The Mountaineers needed six plays to capitalize, scoring on Devine's 17-yard run.
West Virginia made it 34-15 on Darius Reynaud's 30-yard run with 20 seconds to go in the third quarter. The Mountaineers went 75 yards in three plays -- 42 on an electrifying run by White, who weaved through tacklers along the left sideline.
After the Sooners scored on a 19-yard pass from Bradford to Quentin Chaney, White found Gonzales down the middle for a 79-yard TD that made it 41-21.
"People doubt us all the time," White said. "But we work hard, and we did the job."
The rest of the game was garbage time, with numerous personal fouls. Oklahoma was flagged 13 times for 113 yards, and the Mountaineers eight times for 110.

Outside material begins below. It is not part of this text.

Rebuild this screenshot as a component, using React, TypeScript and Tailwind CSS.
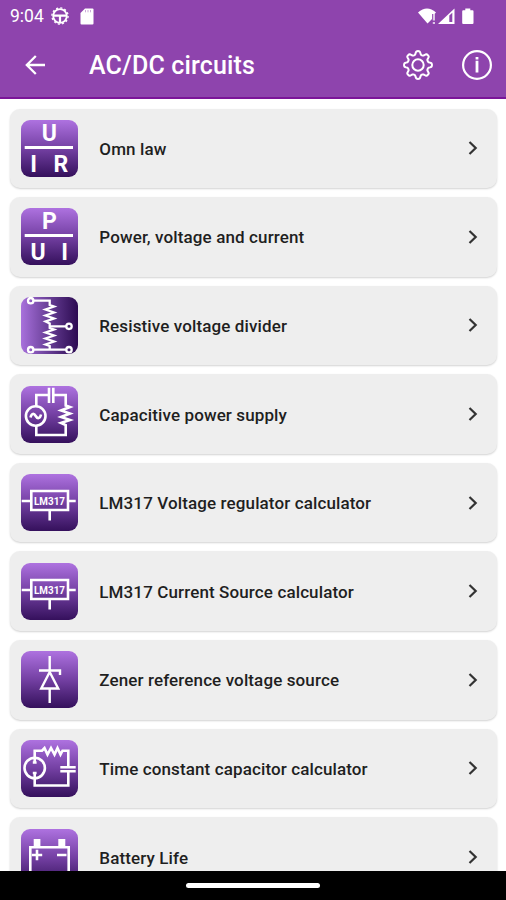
import React from "react";

const wire = { fill: "none", stroke: "#fff", strokeWidth: 2.6 };

function Letters({ top, left, right, leftX, rightX }: { top: string; left: string; right: string; leftX: number; rightX: number }) {
    return (
        <g fill="#fff" textAnchor="middle" className="font-[Roboto,sans-serif] text-[23px] font-bold">
            <text x="28.4" y="20.5">{top}</text>
            <path d="M3.7 27.5H52" stroke="#fff" strokeWidth="2.8" />
            <text x={leftX} y="51.5">{left}</text>
            <text x={rightX} y="51.5">{right}</text>
        </g>
    );
}

function Divider() {
    return (
        <g {...wire} strokeWidth={2.3}>
            <path d="M12.5 3.7H28.7V8L33 9.5L24.5 12.5L33 15.5L24.5 18.5L33 21.5L24.5 24.5L28.7 26.5V31L33 32.5L24.5 35.5L33 38.5L24.5 41.5L33 44.5L24.5 47.5L28.7 49V52.7" />
            <path d="M28.7 29.3H45.2M12.5 52.7H45.2" />
            <circle cx="9.7" cy="3.7" r="2.7" />
            <circle cx="48" cy="29.3" r="2.7" />
            <circle cx="9.7" cy="52.7" r="2.7" />
            <circle cx="48" cy="52.7" r="2.7" />
        </g>
    );
}

function PowerSupply() {
    return (
        <g {...wire}>
            <circle cx="14.7" cy="30" r="9.8" />
            <path d="M9.5 31.5C10.5 27 13 27 14.7 30S19 33 20 28.5" />
            <path d="M15.3 20V9H27.5M28 1.7V17M32.3 1.7V17M32.5 9H44.7V19.5L49 21L40 24.5L49 27.5L40 31L49 34L40 37L44.7 39V49H15.3V40" />
        </g>
    );
}

function Regulator() {
    return (
        <g>
            <path {...wire} d="M10.3 17H47V36H10.3ZM.7 27H10.3M47 27H54.7M28.7 37V46.5" />
            <text x="28.5" y="30.5" fill="#fff" textAnchor="middle" textLength="31" lengthAdjust="spacingAndGlyphs" className="font-[Roboto,sans-serif] text-[11px] font-bold">LM317</text>
        </g>
    );
}

function Zener() {
    return (
        <g {...wire} strokeWidth={2.4}>
            <path d="M28.7 5V20M28.7 38V52M18 19.5H39V24" />
            <path d="M28.7 21L20.2 37.5H37.2Z" />
        </g>
    );
}

function TimeConstant() {
    return (
        <g {...wire}>
            <circle cx="13.7" cy="28" r="10.2" />
            <path d="M13.7 23V10.7H21L23.5 8L26.5 14.5L30 8L33.5 14.5L36.5 8L39.5 14.5L41.5 10.7H47.3V26.5M39.3 27.2H54.7M39.3 31.2H54.7M47.3 31.5V45.5H13.7V32.5" />
            <path d="M11.8 22.5H15.6M11.8 33H15.6" />
        </g>
    );
}

function Battery() {
    return (
        <g>
            <path {...wire} d="M9.3 50V18.3H47.7V50Z" />
            <path d="M12.7 10H19.4V18H12.7ZM37.3 10H44.3V18H37.3Z" fill="#fff" />
            <path {...wire} d="M10.8 26H21.2M16 20.8V31.2M36 26H45.5" />
        </g>
    );
}

const items = [
    { label: "Omn law", icon: <Letters top="U" left="I" right="R" leftX={12.7} rightX={39.9} /> },
    { label: "Power, voltage and current", icon: <Letters top="P" left="U" right="I" leftX={17} rightX={43.7} /> },
    { label: "Resistive voltage divider", icon: <Divider />, sideways: true },
    { label: "Capacitive power supply", icon: <PowerSupply /> },
    { label: "LM317 Voltage regulator calculator", icon: <Regulator /> },
    { label: "LM317 Current Source calculator", icon: <Regulator /> },
    { label: "Zener reference voltage source", icon: <Zener /> },
    { label: "Time constant capacitor calculator", icon: <TimeConstant /> },
    { label: "Battery Life", icon: <Battery /> },
];

function StatusBar() {
    return (
        <div className="flex h-8 items-center pl-[10px] pr-[32px]">
            <span className="pt-px text-[17.5px] leading-none">9:04</span>
            <svg className="ml-[7px]" width="18" height="18" viewBox="0 0 18 18" fill="none" stroke="#fff">
                <circle cx="9" cy="9" r="6.8" strokeWidth="1.8" />
                <circle cx="9" cy="9" r="8.1" strokeWidth="1.3" strokeDasharray="2.1 2.14" />
                <path d="M2.5 8.7H15.5M9 9V15.5" strokeWidth="2.2" />
            </svg>
            <svg className="ml-[11px]" width="14" height="17" viewBox="0 0 14 17">
                <path d="M5 .5H12.5Q13.5 .5 13.5 1.5V15.5Q13.5 16.5 12.5 16.5H1.5Q.5 16.5 .5 15.5V5Z" fill="#fff" />
                <path d="M5.5 2V4.3M8 2V4.3M10.5 2V4.3" stroke="#8e44ad" strokeWidth=".9" opacity=".5" />
            </svg>
            <svg className="ml-auto" width="56" height="17" viewBox="0 0 56 17" fill="#fff">
                <path d="M0 4.5Q9-3.5 18 4.5L16.5 6H14V11L9.5 15.5Z" />
                <path d="M14.8 6H17V12.5H14.8ZM14.8 14H17V16H14.8Z" opacity=".7" />
                <path d="M20 16L36.5 .5V16Z" />
                <path d="M31.3 7.5L34.3 4.7V14H31.3Z" fill="#8e44ad" />
                <path d="M47.3 .5H52.3V2.2H54.5Q55.5 2.2 55.5 3.2V15Q55.5 16 54.5 16H45.2Q44.2 16 44.2 15V3.2Q44.2 2.2 45.2 2.2H47.3Z" />
            </svg>
        </div>
    );
}

// eight-toothed outline of the settings cog
const gear = Array.from({ length: 97 }, (_, i) => {
    const a = (i / 96) * Math.PI * 2;
    const w = Math.cos(8 * a);
    const r = 12.2 + 1.8 * Math.tanh(2 * w);
    return `${i ? "L" : "M"}${(16 + r * Math.sin(a)).toFixed(2)} ${(16 - r * Math.cos(a)).toFixed(2)}`;
}).join("") + "Z";

function AppBar() {
    return (
        <div className="flex h-[66px] items-center pl-[25px] pr-[13px]">
            <svg width="20" height="20" viewBox="0 0 20 20" fill="none" stroke="#fff" strokeWidth="2.3">
                <path d="M20 10H2M10.8 1L1.8 10L10.8 19" />
            </svg>
            <h1 className="ml-[44px] whitespace-nowrap pt-px text-[25px] font-medium leading-7 tracking-[0.15px]">AC/DC circuits</h1>
            <svg className="ml-auto" width="32" height="32" viewBox="0 0 32 32" fill="none" stroke="#fff" strokeWidth="2" strokeLinejoin="round">
                <path d={gear} />
                <circle cx="16" cy="16" r="5.7" />
            </svg>
            <svg className="ml-[27px]" width="32" height="32" viewBox="0 0 32 32" fill="none" stroke="#fff" strokeWidth="2.2">
                <circle cx="16" cy="16" r="13.9" />
                <path d="M16 11.7V23.5M16 8V10.6" strokeWidth="2.8" />
            </svg>
        </div>
    );
}

export default function App() {
    return (
        <div className="flex h-[900px] w-[506px] flex-col overflow-hidden bg-white font-[Roboto,sans-serif]">
            <header className="h-[99px] shrink-0 border-b-2 border-[#7b1599] bg-[#8e44ad] text-white">
                <StatusBar />
                <AppBar />
            </header>

            <main className="flex min-h-0 flex-1 flex-col gap-[9.1px] overflow-hidden px-[9.5px] pt-[9.5px]">
                {items.map((item) => (
                    <div key={item.label} className="flex h-[79.5px] shrink-0 items-center rounded-[10px] bg-[#eeeeee] pl-[11.8px] pr-[18px] shadow-[0_1px_2px_rgba(0,0,0,0.18)]">
                        <div className={`h-[57px] w-[57px] rounded-[9px] ${item.sideways ? "bg-linear-to-r from-[#a871dc] to-[#2d0a52]" : "bg-linear-to-b from-[#ae72e0] via-[#7440a3] to-[#35105c]"}`}>
                            <svg className="overflow-visible" width="57" height="57" viewBox="0 0 57 57">{item.icon}</svg>
                        </div>
                        <span className="ml-[21px] whitespace-nowrap pt-px text-[17px] font-medium leading-[22px] tracking-[0.12px] text-[#1f1f1f]">{item.label}</span>
                        <svg className="ml-auto" width="12" height="16" viewBox="0 0 12 16" fill="none" stroke="#333" strokeWidth="2.2">
                            <path d="M2.5 2L8.7 8L2.5 14" />
                        </svg>
                    </div>
                ))}
            </main>

            <footer className="flex h-[29px] shrink-0 justify-center bg-black pt-[12px]">
                <div className="h-[5px] w-[134px] rounded-full bg-white" />
            </footer>
        </div>
    );
}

At halftime Oklahoma had as many penalties (six) as first downs.
Asked about OU's penalties, Stoops replied, "Embarrassing. Absolutely no discipline whatsoever. That has to be a reflection on me. I'm obviously not doing a good enough job of getting our players to play smart."
The Mountaineers also had discipline problems. But on this night, nothing could stop them -- not the Sooners or the officials.
"Oklahoma's a great team," White said. "I think we were just a little bit hungrier than they were."